Twin-tube practical acoustic thermometry: theory and measurements up to 1000 °C

Abstract

We present details of a Practical Acoustic Thermometer (PAT), in which temperature is inferred from measurements of the speed of sound along acoustic waveguides. We describe both the theory of operation, and measurements on three devices at temperatures up to 1000 °C. Because the relationship between the speed of sound in a simple gas and absolute temperature is well understood, the mean temperature along a tube may be estimated from measurements of the frequency-dependent propagation constant. A PAT device made from two tubes of different lengths allows the temperature measurement region to be localised, creating an instrument functionally similar to conventional contact thermometers. Three twin-tube PAT devices were constructed and tested.

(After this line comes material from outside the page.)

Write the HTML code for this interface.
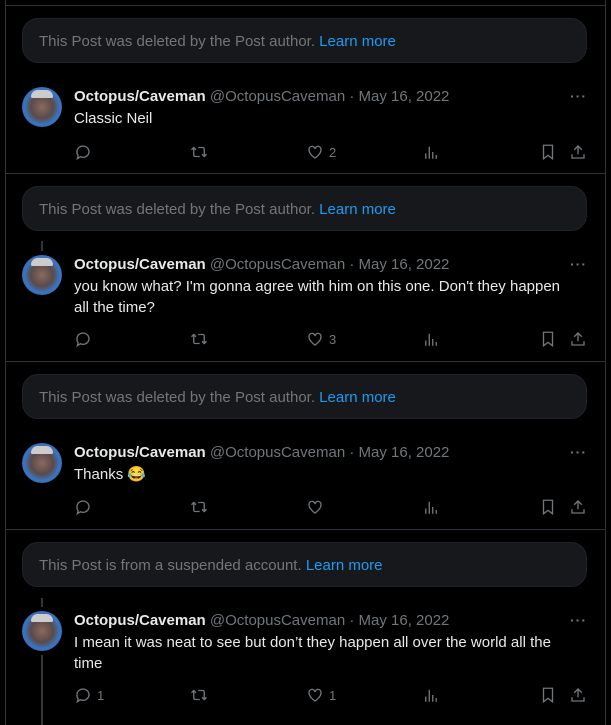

PAT-A, made of silica, served to validate the technique with differences between the acoustic thermometer and a reference thermocouple of less than 2 °C at temperatures in the range from 100 °C to 1000 °C. PAT-B and PAT-C were made of Inconel-600, potentially more suitable for use in harsh environments. The Inconel devices deviated from expected behaviour in a reproducible manner, which after calibration allowed measurements with errors of less than ±1 °C in the range to 700 °C. No drift was observed up to 700 °C. The drift observed during prolonged exposure to higher temperatures is described and its likely causes discussed. In the longer term, similar technology may provide a means for the measurement of temperature in harsh environments such as those found in the nuclear industry.